Her main concern is that her number of consults has tapered off over the last few months, and the conults she’s gotten haven’t converted to sales.
She’s also had a few prospects start the conversation off (via Instagram DM) with questions about price. It’s all left her with some doubts and a little discouragement.
I told Jill that she has all the pieces in place for a successful coaching practice:
She knows who she serves and how she helps them (moms and children affected by anxiety).
She’s had paying clients.
She’s had paying clients renew.
She’s had referrals.
She’s had people respond to her content and sign up for coaching.
Those are all the pieces. If she keeps doing the work that created those results, she’ll get more results just like them!

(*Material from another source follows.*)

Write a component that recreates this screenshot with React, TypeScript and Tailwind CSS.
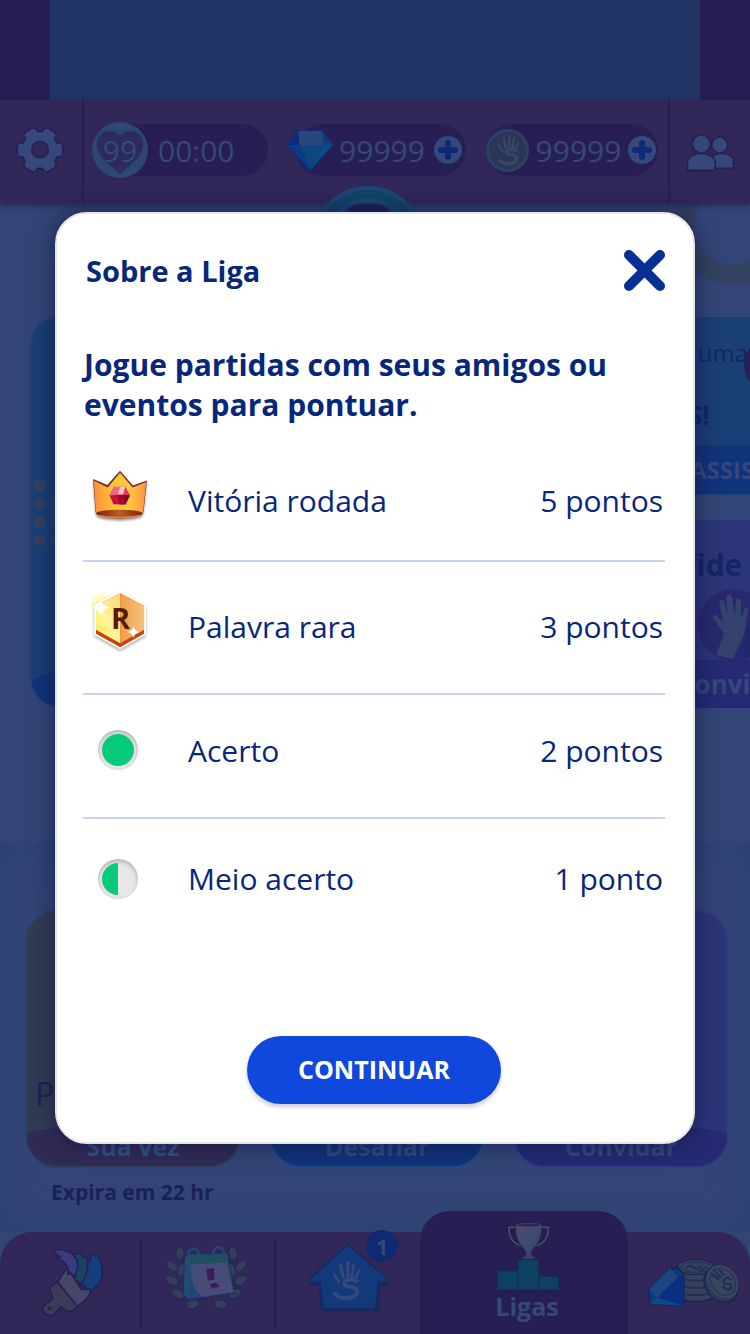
import type { ReactNode } from "react";

const HandMark = ({ className }: { className?: string }) => (
  <svg viewBox="0 0 90 126" className={className} fill="none" stroke="currentColor" strokeLinecap="round">
    <path d="M7 42 L24 66" strokeWidth="9" />
    <path d="M28 11 L36 52" strokeWidth="10" />
    <path d="M51 5 L51 48" strokeWidth="10" />
    <path d="M70 11 L63 49" strokeWidth="9" />
    <path d="M87 29 L74 55" strokeWidth="8" />
    <path d="M79 64 C61 52 36 60 40 74 C44 84 80 78 80 95 C80 117 34 127 10 103" strokeWidth="13" />
  </svg>
);

const GearShape = () => (
  <>
    <circle cx="120" cy="181" r="53" />
    <rect x="54" y="162" width="132" height="38" rx="10" />
    <rect x="54" y="162" width="132" height="38" rx="10" transform="rotate(60 120 181)" />
    <rect x="54" y="162" width="132" height="38" rx="10" transform="rotate(120 120 181)" />
  </>
);

const GearIcon = () => (
  <svg viewBox="45 106 150 150" className="size-[50px]">
    <g fill="#271f54" stroke="#271f54" strokeWidth="10">
      <GearShape />
    </g>
    <g fill="#34487c">
      <GearShape />
    </g>
    <circle cx="120" cy="180" r="24" fill="#312759" stroke="#271f54" strokeWidth="6" />
  </svg>
);

const FriendsIcon = () => (
  <svg viewBox="933 126 147 117" className="h-[39px] w-[49px]" fill="#34487c" stroke="#271f54" strokeWidth="5">
    <circle cx="1034" cy="162" r="24" />
    <path d="M1005 232 V210 C1005 180 1076 180 1076 210 V224 Q1076 232 1068 232 Z" />
    <circle cx="979" cy="159" r="27" />
    <path d="M937 238 V216 C937 178 1021 178 1021 216 V230 Q1021 238 1013 238 Z" />
  </svg>
);

const DiamondIcon = () => (
  <svg viewBox="860 116 144 130" className="h-[43px] w-[48px] shrink-0">
    <path d="M892 120 H970 L1002 164 L932 245 L860 164 Z" fill="#0b2d78" />
    <path d="M896 122 H968 L975 164 H900 Z" fill="#28467f" />
    <path d="M968 122 L1000 164 H975 Z" fill="#0d3f80" />
    <path d="M900 164 H975 L932 240 Z" fill="#10467f" />
    <path d="M975 164 H1000 L932 242 Z" fill="#0b4d84" />
    <path d="M862 164 H900 L932 240 Z" fill="#0a3b86" />
  </svg>
);

const PlusButton = ({ label }: { label: string }) => (
  <button type="button" aria-label={label} className="size-7 shrink-0 rounded-full bg-[#34487c]">
    <svg viewBox="0 0 28 28" stroke="#0d2a78" strokeWidth="6" strokeLinecap="round">
      <path d="M14 7 V21 M7 14 H21" />
    </svg>
  </button>
);

const HeartBadge = () => (
  <div className="relative flex size-14 shrink-0 items-center justify-center rounded-full bg-[#2e4675]">
    <svg viewBox="0 0 56 56" className="absolute inset-0">
      <path
        d="M28 14 C23 7 5 6 5 23 C6 38 20 43 28 52 C36 43 50 38 51 23 C51 6 33 7 28 14 Z"
        fill="#2d2a5c"
        stroke="#263766"
        strokeWidth="1"
      />
    </svg>
    <span className="relative">99</span>
  </div>
);

const CoinIcon = () => (
  <div className="flex size-[43px] shrink-0 items-center justify-center rounded-full border-[3px] border-[#2d4161] bg-[#2b3558]">
    <HandMark className="h-[31px] w-6 text-[#384765]" />
  </div>
);

const TopBar = () => (
  <header className="relative z-10 flex h-[104px] bg-[#312759] text-[#34487c] shadow-[0_2px_6px_rgba(20,24,70,0.5)]">
    <button type="button" aria-label="Configurações" className="flex w-[84px] items-center justify-center border-r-2 border-[#271f54] pr-0.5 pb-1">
      <GearIcon />
    </button>
    <div className="flex flex-1 items-center justify-between pr-2.5 pb-1 pl-2 text-[30px]">
      <div className="flex h-[52px] w-44 items-center gap-2.5 rounded-full bg-[#271f54]">
        <HeartBadge />
        <span>00:00</span>
      </div>
      <div className="ml-2 flex h-[52px] w-[170px] items-center justify-between rounded-full bg-[#271f54] pr-1">
        <div className="-mr-1 -ml-2.5">
          <DiamondIcon />
        </div>
        <span>99999</span>
        <PlusButton label="Comprar diamantes" />
      </div>
      <div className="flex h-[52px] w-[172px] items-center justify-between rounded-full bg-[#271f54] pr-0.5">
        <CoinIcon />
        <span>99999</span>
        <PlusButton label="Comprar moedas" />
      </div>
    </div>
    <button type="button" aria-label="Amigos" className="flex w-[82px] items-center justify-center border-l-2 border-[#271f54]">
      <FriendsIcon />
    </button>
  </header>
);

const Dots = () => (
  <div className="grid w-[30px] grid-cols-2 gap-1.5">
    {[0, 1, 2, 3, 4, 5, 6, 7].map((n) => (
      <span key={n} className={n === 1 ? "invisible size-3" : "size-3 rounded-full bg-[#33415f]"} />
    ))}
  </div>
);

const HandPhoto = () => (
  <svg viewBox="0 0 72 72" className="size-[72px] shrink-0 rounded-full bg-[#27286f]">
    <path d="M46 72 L48 40 L60 18 L72 20 V66 Z" fill="#1f2a68" />
    <path
      d="M18 66 L26 45 L15 29 Q14 25 18 26 L25 33 L21 13 Q23 8 26 13 L30 27 L28 8 Q31 3 34 8 L37 27 L38 11 Q42 7 43 12 L43 29 L47 19 Q51 17 50 22 L46 46 L35 70 Z"
      fill="#34436e"
    />
  </svg>
);

const LeagueSection = () => (
  <section className="relative h-[638px] bg-[#334577]">
    <div className="absolute -top-[36px] -right-[40px] size-[116px] rounded-full border-[20px] border-[#334260]" />
    <div className="absolute -top-[18px] left-[312px] z-10 size-28 rounded-full border-4 border-[#1f457b] bg-[#104665] p-2">
      <div className="flex size-full justify-center rounded-full border-4 border-[#1f457b] bg-[#1f3c6d]">
        <div className="mt-0.5 h-8 w-12 rounded-t-2xl bg-[#1e2256]" />
      </div>
    </div>
    <div className="flex justify-between gap-6 overflow-hidden pt-[110px] pl-[29px]">
      <article className="flex h-[395px] w-[320px] flex-col overflow-hidden rounded-[32px] border-2 border-[#28457a] bg-[#193f76]">
        <div className="flex-1 pt-[164px] pl-[3px]">
          <Dots />
        </div>
        <div className="h-[46px] rounded-t-[50%] bg-[#10337a]" />
      </article>
      <div className="-mr-24 flex w-[300px] flex-col gap-6 pt-[3px] text-[#142666]">
        <article className="h-[179px] border-b-2 border-[#1f457b] bg-[#193f76]">
          <div className="flex h-32 items-start pt-5 pl-[142px]">
            <div className="flex w-[60px] flex-col gap-7">
              <span className="self-end text-2xl">uma</span>
              <span className="text-[26px] leading-9 font-bold">S!</span>
            </div>
            <span className="-ml-1 size-14 rounded-full bg-[#2b1f57]" />
          </div>
          <button type="button" className="h-[49px] w-full bg-[#10337a] pl-36 text-left text-2xl font-bold text-[#34487c]">
            ASSISTIR
          </button>
        </article>
        <article className="flex h-[190px] flex-col border-b-2 border-[#34408a] bg-[#2c3579]">
          <div className="flex h-[140px] flex-col overflow-hidden pt-[22px] pl-[76px]">
            <span className="text-[30px] font-bold">Convide</span>
            <div className="pt-0.5 pl-[76px]">
              <HandPhoto />
            </div>
          </div>
          <button type="button" className="h-12 w-full bg-[#252a73] pl-[132px] text-left text-[26px] font-bold text-[#34487c]">
            Convidar
          </button>
        </article>
      </div>
    </div>
  </section>
);

type MatchCardProps = { label: string; className: string; footer: string; children?: ReactNode };

const MatchCard = ({ label, className, footer, children }: MatchCardProps) => (
  <article className={`flex h-[258px] w-[216px] flex-col justify-end overflow-hidden rounded-[32px] border-2 ${className}`}>
    {children}
    <button type="button" className={`h-10 w-full rounded-t-[50%_8px] text-[25px] leading-8 font-bold ${footer}`}>
      {label}
    </button>
  </article>
);

const MatchSection = () => (
  <section className="h-[390px] bg-[#334577] pt-[68px] pr-[21px] pl-[25px] shadow-[inset_0_0_36px_#2c4074]">
    <div className="flex justify-between">
      <MatchCard label="Sua vez" className="border-[#30405f] bg-[#323b53]" footer="bg-[#302b55] text-[#34508a]">
        <span className="pb-2 pl-2 text-[32px] text-[#1a2259]">P</span>
      </MatchCard>
      <MatchCard label="Desafiar" className="border-[#1d4d85] bg-[#193f76]" footer="bg-[#10337a] text-[#34487c]" />
      <MatchCard label="Convidar" className="border-[#323c82] bg-[#2c3579]" footer="bg-[#252a73] text-[#34487c]" />
    </div>
    <p className="pt-2 pl-[26px] text-[21px] leading-8 font-bold text-[#1b2158]">Expira em 22 hr</p>
  </section>
);

const BrushIcon = () => (
  <svg viewBox="125 195 195 215" className="h-[72px] w-[65px]" stroke="#271f54" strokeWidth="5" strokeLinejoin="round">
    <path d="M276 238 Q272 218 288 217 Q306 218 310 250 Q318 284 302 304 L277 329 L248 306 Q266 275 268 238 Z" fill="#143f7e" />
    <path d="M220 214 Q230 222 236 214 Q248 210 254 224 Q268 222 268 248 Q266 285 246 306 L222 282 Q242 258 234 238 Q230 225 220 214 Z" fill="#19445f" />
    <path d="M166 204 Q192 200 214 210 Q240 222 238 256 L230 284 L210 268 Q210 246 188 236 Q174 230 172 224 L188 226 Q166 212 166 204 Z" fill="#3a3a7e" />
    <path d="M202 262 L212 268 L208 276 L218 274 L250 322 L276 322 Q280 334 264 350 L236 374 L178 300 Z" fill="#464668" />
    <path d="M178 300 L238 374 Q218 392 204 386 L188 374 L166 398 Q146 406 134 386 Q130 372 142 366 L164 350 L154 324 Q154 308 178 300 Z" fill="#3b3b56" />
    <circle cx="153" cy="379" r="4" fill="#271f54" strokeWidth="2" />
  </svg>
);

const leaves = [
  [540, 218, 5],
  [516, 256, -45],
  [516, 300, -60],
  [534, 340, -60],
  [578, 372, -100],
  [700, 218, -5],
  [724, 256, 45],
  [724, 300, 60],
  [706, 340, 60],
  [662, 372, 100],
  [546, 268, 20],
  [694, 268, -20],
];

const CalendarIcon = () => (
  <svg viewBox="495 190 250 205" className="h-[68px] w-[83px]" strokeLinejoin="round">
    <path d="M540 220 C515 310 530 350 605 380 M700 220 C725 310 710 350 635 380" fill="none" stroke="#23305a" strokeWidth="6" />
    {leaves.map(([x, y, angle]) => (
      <ellipse
        key={`${x}-${y}`}
        cx={x}
        cy={y}
        rx="13"
        ry="21"
        fill="#363d5a"
        stroke="#232a5a"
        strokeWidth="4"
        transform={`rotate(${angle} ${x} ${y})`}
      />
    ))}
    <path d="M553 236 Q555 222 568 222 L684 220 L704 338 L562 356 L550 340 Z" fill="#244b70" stroke="#232a5a" strokeWidth="3" />
    <path d="M568 222 L684 220 V246 L570 250 Z" fill="#20505f" />
    <path d="M572 252 L682 246 Q686 300 704 334 L612 350 Q572 332 572 252 Z" fill="#464b78" />
    <path d="M572 300 Q580 336 612 350 L562 356 Z" fill="#204578" />
    <path d="M570 232 A16 16 0 1 1 588 234 M644 226 A16 16 0 1 1 664 230" fill="none" stroke="#23477c" strokeWidth="7" />
    <path d="M619 265 L643 263 L644 298 L624 300 Z M630 312 L648 306 L660 318 L636 324 Z" fill="#3a1c51" />
  </svg>
);

const HouseIcon = () => (
  <div className="relative">
    <svg viewBox="920 182 246 216" className="h-[72px] w-[82px]" strokeLinejoin="round">
      <path d="M1042 194 L1158 294 V308 H1136 L1130 384 H966 L960 308 H930 V296 Z" fill="#17295d" stroke="#17295d" strokeWidth="12" />
      <path d="M1042 192 L1158 292 Q1158 300 1150 300 H1132 L1124 380 H970 L962 300 H932 V294 Z" fill="#123a7b" />
    </svg>
    <HandMark className="absolute top-[19px] left-6 h-10 w-[30px] text-[#34487c]" />
    <span className="absolute -top-3 left-[59px] flex size-8 items-center justify-center rounded-full bg-[#0f2a72] text-[22px] font-bold text-[#34487c]">
      1
    </span>
  </div>
);

const TrophyIcon = () => (
  <svg viewBox="362 125 195 212" className="h-[71px] w-[65px]">
    <defs>
      <linearGradient id="cup" x1="0" x2="1" y1="0" y2="1">
        <stop offset="0" stopColor="#504a68" />
        <stop offset="0.5" stopColor="#3c4c72" />
        <stop offset="1" stopColor="#3c3660" />
      </linearGradient>
    </defs>
    <path d="M426 143 H404 Q403 188 440 198 M500 143 H522 Q523 188 486 198" fill="none" stroke="#1e1a4a" strokeWidth="11" />
    <path d="M426 143 H404 Q403 188 440 198 M500 143 H522 Q523 188 486 198" fill="none" stroke="#4a4566" strokeWidth="6" />
    <path d="M423 136 H503 Q504 188 476 209 L471 224 L486 239 H440 L456 224 L450 209 Q422 188 423 136 Z" fill="url(#cup)" stroke="#1e1a4a" strokeWidth="2" />
    <ellipse cx="463" cy="137" rx="39" ry="5" fill="#30224f" stroke="#46506e" strokeWidth="2" />
    <path d="M369 274 H431 V240 H493 V291 H553 V331 H369 Z" fill="#0e405f" stroke="#142a59" strokeWidth="2" />
    <path d="M431 274 V331 M493 291 V331" stroke="#0d3057" strokeWidth="3" />
  </svg>
);

const GemsIcon = () => (
  <svg viewBox="815 230 290 150" className="h-[50px] w-[97px]" strokeLinejoin="round">
    <path d="M908 258 V342 A56 22 0 0 0 1020 342 V258 Z" fill="#37405c" stroke="#1d2554" strokeWidth="5" />
    <path d="M910 286 A56 20 0 0 0 1018 286 M910 308 A56 20 0 0 0 1018 308 M910 330 A56 20 0 0 0 1018 330" fill="none" stroke="#262b50" strokeWidth="5" />
    <ellipse cx="964" cy="260" rx="55" ry="23" fill="#35425e" stroke="#1d2554" strokeWidth="4" />
    <ellipse cx="964" cy="260" rx="43" ry="16" fill="none" stroke="#28345a" strokeWidth="4" />
    <path d="M934 264 Q946 250 958 262 Q968 272 978 256 M980 266 L998 260 M974 270 L990 272" fill="none" stroke="#1f2b56" strokeWidth="5" />
    <ellipse cx="1040" cy="312" rx="47" ry="58" transform="rotate(-38 1040 312)" fill="#2d3657" stroke="#1d2554" strokeWidth="5" />
    <ellipse cx="1045" cy="304" rx="43" ry="54" transform="rotate(-38 1045 304)" fill="#37455f" />
    <ellipse cx="1045" cy="304" rx="34" ry="44" transform="rotate(-38 1045 304)" fill="none" stroke="#26345a" strokeWidth="4" />
    <path
      d="M1012 282 L1034 298 M1020 272 L1040 292 M1034 266 L1048 286 M1072 298 Q1056 286 1048 300 Q1044 312 1058 310 Q1074 310 1070 324 Q1058 334 1044 318"
      fill="none"
      stroke="#202c57"
      strokeWidth="6"
    />
    <path d="M886 264 L912 264 L928 284 V376 L826 370 L822 328 Z" fill="#0d397e" stroke="#192555" strokeWidth="5" />
    <path d="M886 264 L912 290 L848 352 L822 328 Z" fill="#1d4580" />
    <path d="M912 290 L928 284 V376 L848 352 Z" fill="#092f83" />
    <path d="M848 352 L928 376 L826 370 Z" fill="#0d4a87" />
  </svg>
);

const BottomNav = () => (
  <nav className="relative grid h-[102px] grid-cols-[142fr_134fr_144fr_208fr_122fr] rounded-t-[32px] bg-[#312759] text-[#34487c]">
    <button type="button" aria-label="Personalizar" className="my-1.5 flex items-center justify-center border-r-2 border-[#271f54] pl-1">
      <BrushIcon />
    </button>
    <button type="button" aria-label="Eventos" className="my-1.5 flex items-start justify-center border-r-2 border-[#271f54] pt-1.5 pr-1">
      <CalendarIcon />
    </button>
    <button type="button" aria-label="Início" className="flex items-start justify-center pt-2.5">
      <HouseIcon />
    </button>
    <button type="button" className="-mt-[21px] flex flex-col items-center rounded-t-[30px] bg-[#271f54] pt-2.5 pl-1.5 text-[25px] leading-7 font-bold">
      <TrophyIcon />
      Ligas
    </button>
    <button type="button" aria-label="Loja" className="flex justify-center pt-[25px] pl-2.5">
      <GemsIcon />
    </button>
  </nav>
);

const CrownIcon = () => (
  <svg viewBox="93 50 180 202" className="h-[67px] w-[60px] drop-shadow-[0_2px_1px_rgba(0,0,0,0.4)]" strokeLinejoin="round">
    <defs>
      <linearGradient id="crown" x1="0" x2="1">
        <stop offset="0" stopColor="#ff8a3c" />
        <stop offset="0.22" stopColor="#fdae38" />
        <stop offset="0.4" stopColor="#fdc43a" />
        <stop offset="0.7" stopColor="#fdc73b" />
        <stop offset="1" stopColor="#ff8f42" />
      </linearGradient>
      <linearGradient id="crownBase" x1="0" x2="1">
        <stop offset="0" stopColor="#6d2713" />
        <stop offset="0.5" stopColor="#b85c22" />
        <stop offset="1" stopColor="#74290f" />
      </linearGradient>
    </defs>
    <path d="M99 86 L142 104 L180 61 L219 106 L261 91 L251 184 Q248 204 178 205 Q110 203 106 184 Z" fill="#6e2d22" />
    <path d="M101 91 L143 112 L180 67 L218 112 L259 95 L250 184 Q246 203 178 203 Q112 202 107 184 Z" fill="url(#crown)" />
    <ellipse cx="178" cy="190" rx="70" ry="11" fill="url(#crownBase)" />
    <path d="M110 194 Q178 206 246 194 Q236 204 178 205 Q120 204 110 194 Z" fill="#f2793a" />
    <path d="M147 136 L161 109 H196 L211 136 L197 164 H160 Z" fill="#c9103c" stroke="#ffd56a" strokeWidth="2" />
    <path d="M161 110 H180 L172 134 L148 136 Z" fill="#f0667e" />
    <path d="M180 110 H196 L190 134 L172 134 Z" fill="#ffc2c8" />
    <path d="M196 110 L210 136 L190 134 Z" fill="#e83a58" />
    <path d="M172 134 H190 L197 163 H178 Z" fill="#a30a32" />
    <path d="M190 134 L210 136 L197 163 Z" fill="#840726" />
  </svg>
);

const RareWordIcon = () => (
  <svg viewBox="92 420 190 225" className="h-[75px] w-[63px]" strokeLinejoin="round">
    <defs>
      <linearGradient id="tileLeft" x1="0" x2="1" y1="1" y2="0">
        <stop offset="0" stopColor="#ffe94f" />
        <stop offset="0.45" stopColor="#fff59a" />
        <stop offset="1" stopColor="#fbd676" />
      </linearGradient>
      <linearGradient id="tileRight" x1="0" x2="1">
        <stop offset="0" stopColor="#eea04a" />
        <stop offset="1" stopColor="#f6c277" />
      </linearGradient>
      <radialGradient id="glow">
        <stop offset="0" stopColor="#ffef7a" />
        <stop offset="1" stopColor="#ffef7a" stopOpacity="0" />
      </radialGradient>
    </defs>
    <circle cx="124" cy="466" r="42" fill="url(#glow)" />
    <path
      d="M180 432 L252 470 V554 L180 595 L107 554 V470 Z"
      fill="#c8440f"
      stroke="#ffffff"
      strokeWidth="11"
      className="drop-shadow-[0_5px_5px_rgba(0,0,0,0.35)]"
    />
    <path d="M180 432 L252 470 V554 L180 595 L107 554 V470 Z" fill="#c8440f" />
    <path d="M180 432 V583 L107 542 V470 Z" fill="url(#tileLeft)" />
    <path d="M180 432 L252 470 V542 L180 583 Z" fill="url(#tileRight)" />
    <text x="181" y="540" textAnchor="middle" fontSize="87" fontWeight="700" fill="#5a1a05">
      R
    </text>
    <path d="M121 447 Q125 470 147 475 Q125 480 121 503 Q117 480 95 475 Q117 470 121 447 Z" fill="#ffffff" />
    <path d="M220 530 Q223 546 238 549 Q223 552 220 567 Q217 552 203 549 Q217 546 220 530 Z" fill="#ffffff" />
  </svg>
);

const Peg = ({ half }: { half?: boolean }) => (
  <div className="ml-[7px] size-10 rounded-full bg-[#e7e7e7] p-1 shadow-[inset_0_2px_4px_rgba(0,0,0,0.25)]">
    <div className={half ? "h-8 w-4 rounded-l-full bg-[#07ca7b]" : "size-8 rounded-full bg-[#07ca7b]"} />
  </div>
);

const scores = [
  { name: "Vitória rodada", points: "5 pontos", icon: <CrownIcon />, row: "h-[120px] border-b-2" },
  { name: "Palavra rara", points: "3 pontos", icon: <RareWordIcon />, row: "h-[133px] border-b-2 *:pb-0.5" },
  { name: "Acerto", points: "2 pontos", icon: <Peg />, row: "h-[124px] border-b-2 *:pb-3" },
  { name: "Meio acerto", points: "1 ponto", icon: <Peg half />, row: "h-[122px] *:pb-0.5" },
];

const LeagueDialog = () => (
  <div className="absolute inset-0 z-20 flex items-start px-[55px] pt-[212px]">
    <div
      role="dialog"
      aria-labelledby="dialog-title"
      className="flex w-full flex-col rounded-[32px] border-2 border-[#e6e6e6] bg-white pt-9 pr-7 pb-[38px] pl-[26px] text-[#06277a] shadow-[0_0_24px_rgba(10,16,48,0.6)]"
    >
      <div className="flex items-center justify-between pl-[3px]">
        <h2 id="dialog-title" className="text-[29px] leading-10 font-bold">
          Sobre a Liga
        </h2>
        <button type="button" aria-label="Fechar">
          <svg viewBox="0 0 41 41" className="size-[41px]" stroke="#062f96" strokeWidth="10" strokeLinecap="round">
            <path d="M5 5 L36 36 M36 5 L5 36" />
          </svg>
        </button>
      </div>
      <p className="mt-[54px] pl-px text-[30px] leading-10 font-bold">
        Jogue partidas com seus amigos ou eventos para pontuar.
      </p>
      <table className="mt-4 w-full text-[30px]">
        <tbody>
          {scores.map((score) => (
            <tr key={score.name} className={`border-[#c5d3f5] ${score.row}`}>
              <td className="w-[105px] pl-2">{score.icon}</td>
              <td>{score.name}</td>
              <td className="pr-0.5 text-right">{score.points}</td>
            </tr>
          ))}
        </tbody>
      </table>
      <button
        type="button"
        className="mt-24 h-[68px] w-[254px] self-center rounded-full bg-[#1048dd] text-[25px] font-bold text-white shadow-[0_3px_4px_rgba(0,0,0,0.2)]"
      >
        CONTINUAR
      </button>
    </div>
  </div>
);

const App = () => {
  return (
    <div className="relative min-h-screen overflow-hidden bg-[#334577] font-['Open_Sans','Noto_Sans',sans-serif]">
      <div className="h-[100px] bg-[#271f54] px-[50px]">
        <div className="h-full bg-[#203566]" />
      </div>
      <TopBar />
      <LeagueSection />
      <MatchSection />
      <BottomNav />
      <LeagueDialog />
    </div>
  );
};

export default App;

Jill does feel like she’s been doing that work, but it doesn’t seem to be paying off the way it was a few months ago.
I asked her if she’d followed up with past prospects, and she said, yes, she emailed them as a group not too long ago. Nothing came of it.
I asked her to consider Morgan’s example of individual follow-up and conversations. Sometimes we have to get out of broadcast mode and back into one on one mode. When we do that we create opportunities to invite people to coach with us, to refer people to us, or maybe even to have us come teach a class in their home.
I told Jill that a year from now she’ll most likely have forgotten this temporary discouragement. At that point her biggest problem will be prioritizing her time between working with a full calendar of paying clients while keeping up with her marketing activities.
All the signs of life are there in her business, so the thing is to just keep moving forward.
That’s it for Office Hours in 2019! Happy holidays. Updates and new content will be in your inbox soon.